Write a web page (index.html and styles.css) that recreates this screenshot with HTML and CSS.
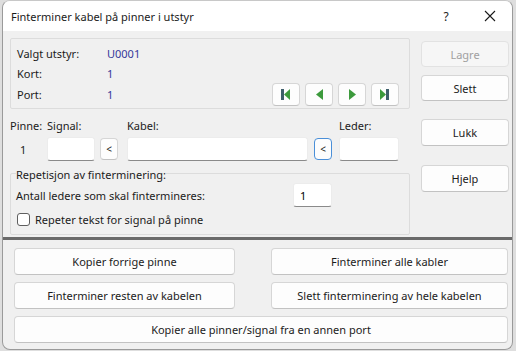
FILE: index.html
```html
<!DOCTYPE html>
<html lang="no">
<head>
<meta charset="utf-8">
<title>Finterminer kabel på pinner i utstyr</title>
<link rel="stylesheet" href="styles.css">
</head>
<body>
<div class="window">
  <div class="titlebar">
    <span class="title">Finterminer kabel på pinner i utstyr</span>
    <span class="help">?</span>
    <span class="close">
      <svg width="12" height="12" viewBox="0 0 12 12"><path d="M1 1 L11 11 M11 1 L1 11" stroke="#1a1a1a" stroke-width="1.1" fill="none"/></svg>
    </span>
  </div>
  <div class="main">
    <div class="left">
      <div class="group info">
        <div class="infogrid">
          <span class="lbl">Valgt utstyr:</span><span class="val">U0001</span>
          <span class="lbl">Kort:</span><span class="val">1</span>
          <span class="lbl">Port:</span><span class="val">1</span>
        </div>
        <div class="nav">
          <button class="btn navbtn"><svg width="10" height="11" viewBox="0 0 10 11"><rect x="0" y="0" width="3" height="11" fill="#3f5f6b"/><path d="M9 0 L3 5.5 L9 11 Z" fill="#3c9a3c"/></svg></button>
          <button class="btn navbtn"><svg width="7" height="11" viewBox="0 0 7 11"><path d="M7 0 L0 5.5 L7 11 Z" fill="#3c9a3c"/></svg></button>
          <button class="btn navbtn"><svg width="7" height="11" viewBox="0 0 7 11"><path d="M0 0 L7 5.5 L0 11 Z" fill="#3c9a3c"/></svg></button>
          <button class="btn navbtn"><svg width="10" height="11" viewBox="0 0 10 11"><path d="M0 0 L6 5.5 L0 11 Z" fill="#3c9a3c"/><rect x="6" y="0" width="3" height="11" fill="#3f5f6b"/></svg></button>
        </div>
      </div>
      <div class="pinrow">
        <span class="lbl">Pinne:</span>
        <span class="lbl">Signal:</span>
        <span></span>
        <span class="lbl">Kabel:</span>
        <span></span>
        <span class="lbl">Leder:</span>
        <span class="pinno">1</span>
        <input class="field w-signal" type="text">
        <button class="btn small">&lt;</button>
        <input class="field w-kabel" type="text">
        <button class="btn small focus">&lt;</button>
        <input class="field w-leder" type="text">
      </div>
      <fieldset class="group rep">
        <legend>Repetisjon av finterminering:</legend>
        <div class="antall">
          <span class="lbl">Antall ledere som skal fintermineres:</span>
          <input class="field w-antall" type="text" value="1">
        </div>
        <label class="check"><span class="box"></span>Repeter tekst for signal på pinne</label>
      </fieldset>
    </div>
    <div class="right">
      <button class="btn side disabled">Lagre</button>
      <button class="btn side b-slett">Slett</button>
      <button class="btn side b-lukk">Lukk</button>
      <button class="btn side b-hjelp">Hjelp</button>
    </div>
  </div>
  <div class="separator"></div>
  <div class="bottom">
    <button class="btn wide">Kopier forrige pinne</button>
    <button class="btn wide">Finterminer alle kabler</button>
    <button class="btn wide">Finterminer resten av kabelen</button>
    <button class="btn wide">Slett finterminering av hele kabelen</button>
    <button class="btn wide full">Kopier alle pinner/signal fra en annen port</button>
  </div>
</div>
</body>
</html>
```
FILE: styles.css
```css
* { box-sizing: border-box; }
html, body { margin: 0; padding: 0; }
body {
  background: #dedede;
  font-family: "Noto Sans", "Open Sans", sans-serif;
  font-size: 11px;
  color: #1b1b1b;
  width: 516px;
  height: 351px;
  overflow: hidden;
}
.window {
  margin-left: 2px;
  width: 511px;
  height: 350px;
  background: #f0f0f0;
  border: 1px solid #9a9a9a;
  border-top-color: #c8c8c8;
  border-radius: 8px;
  overflow: hidden;
  display: flex;
  flex-direction: column;
}
.titlebar {
  height: 30px;
  background: #ffffff;
  display: flex;
  align-items: center;
  padding-left: 8px;
  flex: none;
}
.title { flex: 1; font-size: 11px; color: #1a1a1a; }
.help { width: 20px; text-align: center; margin-right: 26px; font-size: 12px; }
.close { width: 16px; display: flex; justify-content: center; margin-right: 14px; }
.main {
  display: flex;
  height: 206px;
  flex: none;
}
.left {
  width: 400px;
  margin-left: 7px;
  padding-top: 7px;
  display: flex;
  flex-direction: column;
}
.right {
  width: 88px;
  margin-left: 11px;
  padding-top: 10px;
  display: flex;
  flex-direction: column;
}
.group {
  border: 1px solid #dcdcdc;
  border-radius: 2px;
  margin: 0;
}
.info {
  height: 71px;
  display: flex;
  justify-content: space-between;
  align-items: flex-end;
  padding: 4px 10px 2px 6px;
}
.infogrid {
  align-self: flex-start;
  display: grid;
  grid-template-columns: 90px auto;
  grid-auto-rows: 20.5px;
  align-items: center;
}
.val { color: #34389a; }
.nav { display: flex; gap: 5px; }
.btn {
  font-family: inherit;
  font-size: 11px;
  color: #1b1b1b;
  background: #fdfdfd;
  border: 1px solid #d6d6d6;
  border-bottom-color: #c2c2c2;
  border-radius: 4px;
  padding: 0;
  display: flex;
  align-items: center;
  justify-content: center;
}
.navbtn { width: 28px; height: 23px; }
.pinrow {
  margin-top: 9px;
  display: grid;
  grid-template-columns: 37px 53px 27px 187px 25px 60px;
  grid-template-rows: 16px 24px;
  row-gap: 3px;
  align-items: center;
}
.pinrow .lbl { line-height: 16px; }
.pinno { padding-left: 10px; }
.field {
  font-family: inherit;
  font-size: 11px;
  height: 24px;
  background: #ffffff;
  border: 1px solid #ececec;
  border-bottom: 1px solid #8a8a8a;
  border-radius: 3px;
  padding: 0 6px;
  outline: none;
}
.w-signal { width: 48px; }
.w-kabel { width: 181px; }
.w-leder { width: 60px; }
.w-antall { width: 39px; }
.small { width: 18px; height: 22px; font-size: 10px; }
.small.focus { border: 1px solid #4a8fd8; }
.rep {
  margin-top: 3px;
  height: 71px;
  padding: 0 5px;
}
.rep legend {
  padding: 4px 0 0 0;
  margin-left: 0;
  line-height: 14px;
}
.antall {
  display: flex;
  align-items: center;
  justify-content: space-between;
  width: 316px;
  height: 24px;
  margin-top: 1px;
}
.check {
  display: flex;
  align-items: center;
  height: 16px;
  margin-top: 4px;
  margin-left: 1px;
  gap: 5px;
}
.box {
  width: 13px;
  height: 13px;
  background: #ffffff;
  border: 1px solid #5f5f5f;
  border-radius: 3px;
}
.side { width: 88px; height: 26px; }
.disabled { color: #a0a0a0; background: #f6f6f6; border-color: #e2e2e2; }
.b-slett { margin-top: 8px; }
.b-lukk { margin-top: 18px; height: 27px; }
.b-hjelp { margin-top: 19px; height: 27px; }
.separator {
  height: 3px;
  background: #6a6a6a;
  flex: none;
}
.bottom {
  padding: 8px 4px 0 11px;
  display: grid;
  grid-template-columns: 221px 237px;
  column-gap: 36px;
  row-gap: 7px;
  grid-auto-rows: 27px;
}
.wide { height: 27px; }
.full { grid-column: 1 / 3; }
```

***

PROBLEM: Copy each line in full and exactly, omitting any picture.

SOLUTION:
Write a web page (index.html and styles.css) that recreates this screenshot with HTML and CSS.
FILE: index.html
```html
<!DOCTYPE html>
<html lang="no">
<head>
<meta charset="utf-8">
<title>Finterminer kabel på pinner i utstyr</title>
<link rel="stylesheet" href="styles.css">
</head>
<body>
<div class="window">
  <div class="titlebar">
    <span class="title">Finterminer kabel på pinner i utstyr</span>
    <span class="help">?</span>
    <span class="close">
      <svg width="12" height="12" viewBox="0 0 12 12"><path d="M1 1 L11 11 M11 1 L1 11" stroke="#1a1a1a" stroke-width="1.1" fill="none"/></svg>
    </span>
  </div>
  <div class="main">
    <div class="left">
      <div class="group info">
        <div class="infogrid">
          <span class="lbl">Valgt utstyr:</span><span class="val">U0001</span>
          <span class="lbl">Kort:</span><span class="val">1</span>
          <span class="lbl">Port:</span><span class="val">1</span>
        </div>
        <div class="nav">
          <button class="btn navbtn"><svg width="10" height="11" viewBox="0 0 10 11"><rect x="0" y="0" width="3" height="11" fill="#3f5f6b"/><path d="M9 0 L3 5.5 L9 11 Z" fill="#3c9a3c"/></svg></button>
          <button class="btn navbtn"><svg width="7" height="11" viewBox="0 0 7 11"><path d="M7 0 L0 5.5 L7 11 Z" fill="#3c9a3c"/></svg></button>
          <button class="btn navbtn"><svg width="7" height="11" viewBox="0 0 7 11"><path d="M0 0 L7 5.5 L0 11 Z" fill="#3c9a3c"/></svg></button>
          <button class="btn navbtn"><svg width="10" height="11" viewBox="0 0 10 11"><path d="M0 0 L6 5.5 L0 11 Z" fill="#3c9a3c"/><rect x="6" y="0" width="3" height="11" fill="#3f5f6b"/></svg></button>
        </div>
      </div>
      <div class="pinrow">
        <span class="lbl">Pinne:</span>
        <span class="lbl">Signal:</span>
        <span></span>
        <span class="lbl">Kabel:</span>
        <span></span>
        <span class="lbl">Leder:</span>
        <span class="pinno">1</span>
        <input class="field w-signal" type="text">
        <button class="btn small">&lt;</button>
        <input class="field w-kabel" type="text">
        <button class="btn small focus">&lt;</button>
        <input class="field w-leder" type="text">
      </div>
      <fieldset class="group rep">
        <legend>Repetisjon av finterminering:</legend>
        <div class="antall">
          <span class="lbl">Antall ledere som skal fintermineres:</span>
          <input class="field w-antall" type="text" value="1">
        </div>
        <label class="check"><span class="box"></span>Repeter tekst for signal på pinne</label>
      </fieldset>
    </div>
    <div class="right">
      <button class="btn side disabled">Lagre</button>
      <button class="btn side b-slett">Slett</button>
      <button class="btn side b-lukk">Lukk</button>
      <button class="btn side b-hjelp">Hjelp</button>
    </div>
  </div>
  <div class="separator"></div>
  <div class="bottom">
    <button class="btn wide">Kopier forrige pinne</button>
    <button class="btn wide">Finterminer alle kabler</button>
    <button class="btn wide">Finterminer resten av kabelen</button>
    <button class="btn wide">Slett finterminering av hele kabelen</button>
    <button class="btn wide full">Kopier alle pinner/signal fra en annen port</button>
  </div>
</div>
</body>
</html>
```
FILE: styles.css
```css
* { box-sizing: border-box; }
html, body { margin: 0; padding: 0; }
body {
  background: #dedede;
  font-family: "Noto Sans", "Open Sans", sans-serif;
  font-size: 11px;
  color: #1b1b1b;
  width: 516px;
  height: 351px;
  overflow: hidden;
}
.window {
  margin-left: 2px;
  width: 511px;
  height: 350px;
  background: #f0f0f0;
  border: 1px solid #9a9a9a;
  border-top-color: #c8c8c8;
  border-radius: 8px;
  overflow: hidden;
  display: flex;
  flex-direction: column;
}
.titlebar {
  height: 30px;
  background: #ffffff;
  display: flex;
  align-items: center;
  padding-left: 8px;
  flex: none;
}
.title { flex: 1; font-size: 11px; color: #1a1a1a; }
.help { width: 20px; text-align: center; margin-right: 26px; font-size: 12px; }
.close { width: 16px; display: flex; justify-content: center; margin-right: 14px; }
.main {
  display: flex;
  height: 206px;
  flex: none;
}
.left {
  width: 400px;
  margin-left: 7px;
  padding-top: 7px;
  display: flex;
  flex-direction: column;
}
.right {
  width: 88px;
  margin-left: 11px;
  padding-top: 10px;
  display: flex;
  flex-direction: column;
}
.group {
  border: 1px solid #dcdcdc;
  border-radius: 2px;
  margin: 0;
}
.info {
  height: 71px;
  display: flex;
  justify-content: space-between;
  align-items: flex-end;
  padding: 4px 10px 2px 6px;
}
.infogrid {
  align-self: flex-start;
  display: grid;
  grid-template-columns: 90px auto;
  grid-auto-rows: 20.5px;
  align-items: center;
}
.val { color: #34389a; }
.nav { display: flex; gap: 5px; }
.btn {
  font-family: inherit;
  font-size: 11px;
  color: #1b1b1b;
  background: #fdfdfd;
  border: 1px solid #d6d6d6;
  border-bottom-color: #c2c2c2;
  border-radius: 4px;
  padding: 0;
  display: flex;
  align-items: center;
  justify-content: center;
}
.navbtn { width: 28px; height: 23px; }
.pinrow {
  margin-top: 9px;
  display: grid;
  grid-template-columns: 37px 53px 27px 187px 25px 60px;
  grid-template-rows: 16px 24px;
  row-gap: 3px;
  align-items: center;
}
.pinrow .lbl { line-height: 16px; }
.pinno { padding-left: 10px; }
.field {
  font-family: inherit;
  font-size: 11px;
  height: 24px;
  background: #ffffff;
  border: 1px solid #ececec;
  border-bottom: 1px solid #8a8a8a;
  border-radius: 3px;
  padding: 0 6px;
  outline: none;
}
.w-signal { width: 48px; }
.w-kabel { width: 181px; }
.w-leder { width: 60px; }
.w-antall { width: 39px; }
.small { width: 18px; height: 22px; font-size: 10px; }
.small.focus { border: 1px solid #4a8fd8; }
.rep {
  margin-top: 3px;
  height: 71px;
  padding: 0 5px;
}
.rep legend {
  padding: 4px 0 0 0;
  margin-left: 0;
  line-height: 14px;
}
.antall {
  display: flex;
  align-items: center;
  justify-content: space-between;
  width: 316px;
  height: 24px;
  margin-top: 1px;
}
.check {
  display: flex;
  align-items: center;
  height: 16px;
  margin-top: 4px;
  margin-left: 1px;
  gap: 5px;
}
.box {
  width: 13px;
  height: 13px;
  background: #ffffff;
  border: 1px solid #5f5f5f;
  border-radius: 3px;
}
.side { width: 88px; height: 26px; }
.disabled { color: #a0a0a0; background: #f6f6f6; border-color: #e2e2e2; }
.b-slett { margin-top: 8px; }
.b-lukk { margin-top: 18px; height: 27px; }
.b-hjelp { margin-top: 19px; height: 27px; }
.separator {
  height: 3px;
  background: #6a6a6a;
  flex: none;
}
.bottom {
  padding: 8px 4px 0 11px;
  display: grid;
  grid-template-columns: 221px 237px;
  column-gap: 36px;
  row-gap: 7px;
  grid-auto-rows: 27px;
}
.wide { height: 27px; }
.full { grid-column: 1 / 3; }
```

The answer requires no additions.